>> begin

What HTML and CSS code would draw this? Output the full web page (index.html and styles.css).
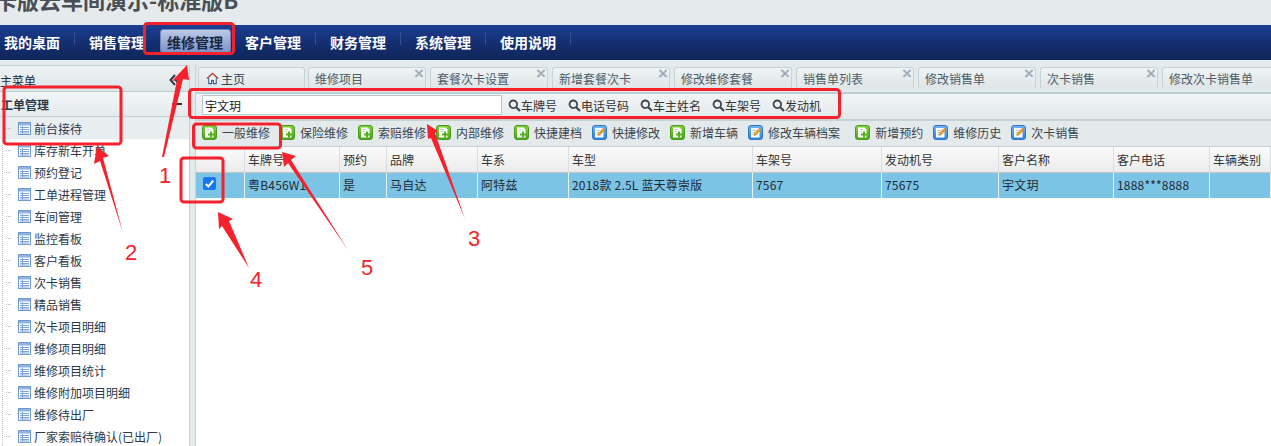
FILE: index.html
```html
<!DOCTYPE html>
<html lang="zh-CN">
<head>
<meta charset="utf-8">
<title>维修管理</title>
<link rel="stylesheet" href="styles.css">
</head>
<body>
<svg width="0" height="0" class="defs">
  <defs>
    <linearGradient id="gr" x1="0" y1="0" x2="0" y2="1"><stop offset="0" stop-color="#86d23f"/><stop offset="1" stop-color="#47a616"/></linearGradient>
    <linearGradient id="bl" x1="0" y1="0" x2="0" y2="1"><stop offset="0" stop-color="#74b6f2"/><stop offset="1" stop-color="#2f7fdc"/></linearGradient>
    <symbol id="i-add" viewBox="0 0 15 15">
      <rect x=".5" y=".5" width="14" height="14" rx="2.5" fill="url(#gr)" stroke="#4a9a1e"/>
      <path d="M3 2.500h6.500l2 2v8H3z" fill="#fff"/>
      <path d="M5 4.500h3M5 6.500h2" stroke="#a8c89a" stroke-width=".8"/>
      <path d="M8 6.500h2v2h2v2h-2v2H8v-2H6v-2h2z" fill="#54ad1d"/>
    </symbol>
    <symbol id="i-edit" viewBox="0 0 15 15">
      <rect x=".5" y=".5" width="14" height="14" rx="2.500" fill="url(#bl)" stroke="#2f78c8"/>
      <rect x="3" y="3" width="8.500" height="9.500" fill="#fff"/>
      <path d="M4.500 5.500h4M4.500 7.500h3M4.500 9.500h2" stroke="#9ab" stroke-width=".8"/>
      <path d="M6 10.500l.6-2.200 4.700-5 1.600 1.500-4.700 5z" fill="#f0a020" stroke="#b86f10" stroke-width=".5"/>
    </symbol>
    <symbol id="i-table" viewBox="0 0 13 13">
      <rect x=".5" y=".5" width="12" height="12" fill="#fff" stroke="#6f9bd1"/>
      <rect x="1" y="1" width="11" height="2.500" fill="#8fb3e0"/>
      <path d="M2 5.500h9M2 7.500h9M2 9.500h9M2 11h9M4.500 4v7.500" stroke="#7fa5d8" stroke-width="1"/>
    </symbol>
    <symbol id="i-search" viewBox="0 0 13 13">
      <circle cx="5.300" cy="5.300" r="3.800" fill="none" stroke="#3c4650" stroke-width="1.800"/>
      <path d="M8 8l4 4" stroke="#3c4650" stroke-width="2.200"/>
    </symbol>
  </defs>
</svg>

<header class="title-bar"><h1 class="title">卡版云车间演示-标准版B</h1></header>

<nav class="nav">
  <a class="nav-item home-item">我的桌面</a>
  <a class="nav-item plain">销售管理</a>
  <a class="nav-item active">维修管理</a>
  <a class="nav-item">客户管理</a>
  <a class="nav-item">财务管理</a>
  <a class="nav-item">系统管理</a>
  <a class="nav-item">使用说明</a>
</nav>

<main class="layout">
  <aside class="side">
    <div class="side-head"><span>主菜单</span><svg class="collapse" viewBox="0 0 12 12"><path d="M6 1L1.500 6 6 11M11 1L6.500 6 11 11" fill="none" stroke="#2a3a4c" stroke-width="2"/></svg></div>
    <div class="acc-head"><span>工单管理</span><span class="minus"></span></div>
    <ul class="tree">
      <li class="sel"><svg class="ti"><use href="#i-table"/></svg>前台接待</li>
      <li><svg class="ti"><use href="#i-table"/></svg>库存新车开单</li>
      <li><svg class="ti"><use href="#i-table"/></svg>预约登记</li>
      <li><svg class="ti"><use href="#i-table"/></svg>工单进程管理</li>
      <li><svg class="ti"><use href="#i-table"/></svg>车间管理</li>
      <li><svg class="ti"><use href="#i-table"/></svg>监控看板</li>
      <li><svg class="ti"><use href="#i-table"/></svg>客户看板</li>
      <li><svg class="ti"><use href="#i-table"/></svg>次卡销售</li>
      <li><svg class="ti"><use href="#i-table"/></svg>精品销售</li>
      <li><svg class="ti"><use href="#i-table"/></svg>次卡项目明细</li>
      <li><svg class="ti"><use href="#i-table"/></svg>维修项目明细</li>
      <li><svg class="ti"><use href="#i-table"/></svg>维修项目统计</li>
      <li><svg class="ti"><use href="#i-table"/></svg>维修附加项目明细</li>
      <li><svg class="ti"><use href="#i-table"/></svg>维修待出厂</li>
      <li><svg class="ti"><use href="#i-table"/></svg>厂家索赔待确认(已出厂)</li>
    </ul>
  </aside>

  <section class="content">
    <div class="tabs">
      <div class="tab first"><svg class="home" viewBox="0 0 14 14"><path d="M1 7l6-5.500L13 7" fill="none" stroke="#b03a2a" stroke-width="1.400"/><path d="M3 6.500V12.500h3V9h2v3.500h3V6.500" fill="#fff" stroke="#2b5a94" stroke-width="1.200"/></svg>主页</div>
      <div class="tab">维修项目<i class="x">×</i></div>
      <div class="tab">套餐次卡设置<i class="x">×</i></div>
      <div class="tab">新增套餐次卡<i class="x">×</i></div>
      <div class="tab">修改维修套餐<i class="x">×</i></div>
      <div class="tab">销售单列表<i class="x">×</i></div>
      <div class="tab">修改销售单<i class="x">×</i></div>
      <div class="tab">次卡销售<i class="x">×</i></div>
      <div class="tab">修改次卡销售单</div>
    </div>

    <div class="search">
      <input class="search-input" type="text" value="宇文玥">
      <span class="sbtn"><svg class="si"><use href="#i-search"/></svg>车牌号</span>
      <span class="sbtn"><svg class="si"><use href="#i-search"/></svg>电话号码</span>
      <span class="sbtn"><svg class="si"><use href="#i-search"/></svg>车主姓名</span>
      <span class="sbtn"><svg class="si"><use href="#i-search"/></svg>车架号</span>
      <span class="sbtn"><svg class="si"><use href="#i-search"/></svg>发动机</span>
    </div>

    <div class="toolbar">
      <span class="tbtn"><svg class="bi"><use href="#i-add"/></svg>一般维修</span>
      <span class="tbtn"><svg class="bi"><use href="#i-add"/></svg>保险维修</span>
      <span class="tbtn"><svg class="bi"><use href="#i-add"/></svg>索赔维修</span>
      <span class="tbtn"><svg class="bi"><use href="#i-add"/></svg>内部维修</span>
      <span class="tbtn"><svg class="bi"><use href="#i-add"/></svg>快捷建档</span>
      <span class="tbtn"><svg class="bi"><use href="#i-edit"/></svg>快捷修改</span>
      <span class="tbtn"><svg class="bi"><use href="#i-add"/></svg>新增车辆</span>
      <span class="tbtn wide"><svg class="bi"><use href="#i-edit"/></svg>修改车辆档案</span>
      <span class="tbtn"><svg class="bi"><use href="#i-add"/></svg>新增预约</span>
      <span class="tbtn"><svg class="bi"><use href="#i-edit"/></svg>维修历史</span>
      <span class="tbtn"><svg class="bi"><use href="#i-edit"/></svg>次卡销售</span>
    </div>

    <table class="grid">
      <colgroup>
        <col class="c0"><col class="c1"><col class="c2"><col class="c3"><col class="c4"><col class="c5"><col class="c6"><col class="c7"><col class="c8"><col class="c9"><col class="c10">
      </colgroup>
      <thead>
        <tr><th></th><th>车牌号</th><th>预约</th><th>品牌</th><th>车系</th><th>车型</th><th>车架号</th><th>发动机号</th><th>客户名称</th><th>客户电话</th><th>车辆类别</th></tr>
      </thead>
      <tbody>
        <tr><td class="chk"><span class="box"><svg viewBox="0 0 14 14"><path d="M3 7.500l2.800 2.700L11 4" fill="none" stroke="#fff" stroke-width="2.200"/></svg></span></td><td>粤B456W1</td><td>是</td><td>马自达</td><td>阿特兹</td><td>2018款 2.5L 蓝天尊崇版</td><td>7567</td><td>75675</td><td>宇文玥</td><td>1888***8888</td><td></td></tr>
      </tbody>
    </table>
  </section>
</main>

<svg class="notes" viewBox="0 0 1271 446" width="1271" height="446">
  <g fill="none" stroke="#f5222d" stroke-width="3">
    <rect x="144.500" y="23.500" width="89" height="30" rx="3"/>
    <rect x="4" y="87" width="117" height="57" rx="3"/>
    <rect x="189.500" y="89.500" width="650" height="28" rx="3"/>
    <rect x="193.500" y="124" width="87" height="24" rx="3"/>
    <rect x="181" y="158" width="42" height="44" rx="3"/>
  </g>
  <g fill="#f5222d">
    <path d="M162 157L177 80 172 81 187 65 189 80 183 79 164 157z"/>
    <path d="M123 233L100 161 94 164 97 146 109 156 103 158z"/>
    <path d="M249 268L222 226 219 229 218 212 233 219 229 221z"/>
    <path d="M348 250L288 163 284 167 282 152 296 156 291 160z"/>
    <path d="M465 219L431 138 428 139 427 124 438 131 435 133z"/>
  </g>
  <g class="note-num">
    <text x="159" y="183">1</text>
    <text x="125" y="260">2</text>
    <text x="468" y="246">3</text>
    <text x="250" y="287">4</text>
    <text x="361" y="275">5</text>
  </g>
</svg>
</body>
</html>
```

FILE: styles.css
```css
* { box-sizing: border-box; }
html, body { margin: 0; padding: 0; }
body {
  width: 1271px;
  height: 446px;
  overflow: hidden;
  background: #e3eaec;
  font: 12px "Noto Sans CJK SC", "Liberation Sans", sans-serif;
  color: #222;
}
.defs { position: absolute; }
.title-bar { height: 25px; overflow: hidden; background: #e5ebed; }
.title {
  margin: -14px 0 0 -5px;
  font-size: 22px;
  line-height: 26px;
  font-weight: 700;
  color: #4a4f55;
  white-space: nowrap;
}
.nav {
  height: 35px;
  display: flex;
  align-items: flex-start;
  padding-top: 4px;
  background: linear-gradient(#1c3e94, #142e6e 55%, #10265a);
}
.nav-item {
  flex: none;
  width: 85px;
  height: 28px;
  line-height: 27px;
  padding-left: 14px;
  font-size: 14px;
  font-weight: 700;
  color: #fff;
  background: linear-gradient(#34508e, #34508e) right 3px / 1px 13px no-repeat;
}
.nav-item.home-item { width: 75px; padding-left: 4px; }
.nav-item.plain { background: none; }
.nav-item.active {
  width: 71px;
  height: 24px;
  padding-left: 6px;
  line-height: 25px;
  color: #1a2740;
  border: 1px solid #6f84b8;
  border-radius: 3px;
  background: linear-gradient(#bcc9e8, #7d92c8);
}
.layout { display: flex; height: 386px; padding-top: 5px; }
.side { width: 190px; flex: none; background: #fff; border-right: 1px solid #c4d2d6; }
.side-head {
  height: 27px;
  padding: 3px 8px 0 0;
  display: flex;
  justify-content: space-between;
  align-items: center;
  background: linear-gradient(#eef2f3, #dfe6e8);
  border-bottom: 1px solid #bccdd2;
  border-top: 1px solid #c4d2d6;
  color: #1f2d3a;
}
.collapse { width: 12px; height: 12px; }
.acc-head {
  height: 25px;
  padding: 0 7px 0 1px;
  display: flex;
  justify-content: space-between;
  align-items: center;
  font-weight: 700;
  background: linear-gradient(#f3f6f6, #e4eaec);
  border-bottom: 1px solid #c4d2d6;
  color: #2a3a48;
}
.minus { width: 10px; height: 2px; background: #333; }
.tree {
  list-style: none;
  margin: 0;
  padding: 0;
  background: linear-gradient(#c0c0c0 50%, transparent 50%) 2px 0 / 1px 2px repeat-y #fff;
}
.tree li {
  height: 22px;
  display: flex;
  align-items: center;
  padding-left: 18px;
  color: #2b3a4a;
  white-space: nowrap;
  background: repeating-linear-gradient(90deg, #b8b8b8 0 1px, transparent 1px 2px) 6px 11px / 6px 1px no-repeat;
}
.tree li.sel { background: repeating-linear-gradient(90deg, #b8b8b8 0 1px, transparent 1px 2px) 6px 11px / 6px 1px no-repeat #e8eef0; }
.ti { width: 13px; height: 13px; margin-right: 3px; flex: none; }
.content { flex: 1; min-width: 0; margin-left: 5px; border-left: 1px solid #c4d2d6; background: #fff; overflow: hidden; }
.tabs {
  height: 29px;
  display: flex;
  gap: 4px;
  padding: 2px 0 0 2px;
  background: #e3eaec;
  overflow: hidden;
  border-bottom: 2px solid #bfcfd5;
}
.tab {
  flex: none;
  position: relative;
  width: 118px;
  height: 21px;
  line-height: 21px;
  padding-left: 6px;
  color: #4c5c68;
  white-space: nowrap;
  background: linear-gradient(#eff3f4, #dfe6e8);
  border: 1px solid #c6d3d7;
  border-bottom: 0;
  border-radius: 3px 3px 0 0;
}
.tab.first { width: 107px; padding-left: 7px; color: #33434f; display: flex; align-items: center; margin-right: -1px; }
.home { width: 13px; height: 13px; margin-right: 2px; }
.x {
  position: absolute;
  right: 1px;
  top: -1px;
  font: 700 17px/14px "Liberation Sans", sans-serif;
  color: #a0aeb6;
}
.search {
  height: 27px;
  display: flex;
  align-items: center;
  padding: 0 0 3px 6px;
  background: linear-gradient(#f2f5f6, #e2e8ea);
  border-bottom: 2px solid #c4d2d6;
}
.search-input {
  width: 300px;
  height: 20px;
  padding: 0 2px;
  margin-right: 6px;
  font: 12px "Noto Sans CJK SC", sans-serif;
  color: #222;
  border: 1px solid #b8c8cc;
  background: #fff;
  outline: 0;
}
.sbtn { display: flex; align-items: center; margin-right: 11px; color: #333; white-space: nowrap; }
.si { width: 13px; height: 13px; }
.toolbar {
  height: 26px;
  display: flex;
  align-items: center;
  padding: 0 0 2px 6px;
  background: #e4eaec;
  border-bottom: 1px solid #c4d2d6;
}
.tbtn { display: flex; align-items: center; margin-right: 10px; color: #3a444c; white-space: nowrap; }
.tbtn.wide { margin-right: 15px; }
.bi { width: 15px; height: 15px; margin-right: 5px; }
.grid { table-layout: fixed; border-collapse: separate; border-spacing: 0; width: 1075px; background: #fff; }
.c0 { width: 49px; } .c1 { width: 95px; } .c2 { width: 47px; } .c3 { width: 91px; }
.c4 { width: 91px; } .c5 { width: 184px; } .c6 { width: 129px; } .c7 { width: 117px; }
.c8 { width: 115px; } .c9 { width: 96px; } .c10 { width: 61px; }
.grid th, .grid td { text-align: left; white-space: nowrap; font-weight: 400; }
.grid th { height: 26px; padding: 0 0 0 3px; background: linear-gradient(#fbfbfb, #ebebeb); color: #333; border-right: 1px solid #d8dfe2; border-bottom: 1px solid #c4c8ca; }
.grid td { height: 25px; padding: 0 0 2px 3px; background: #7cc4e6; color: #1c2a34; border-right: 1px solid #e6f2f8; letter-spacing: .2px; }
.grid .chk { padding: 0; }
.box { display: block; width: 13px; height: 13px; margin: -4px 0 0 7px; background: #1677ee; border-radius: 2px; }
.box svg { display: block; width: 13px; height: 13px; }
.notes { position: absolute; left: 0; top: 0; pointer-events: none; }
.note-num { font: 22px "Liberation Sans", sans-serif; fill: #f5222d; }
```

>> end

Only a number is wanted: how many lines contain the word "index"?

▶ **Solution**: 2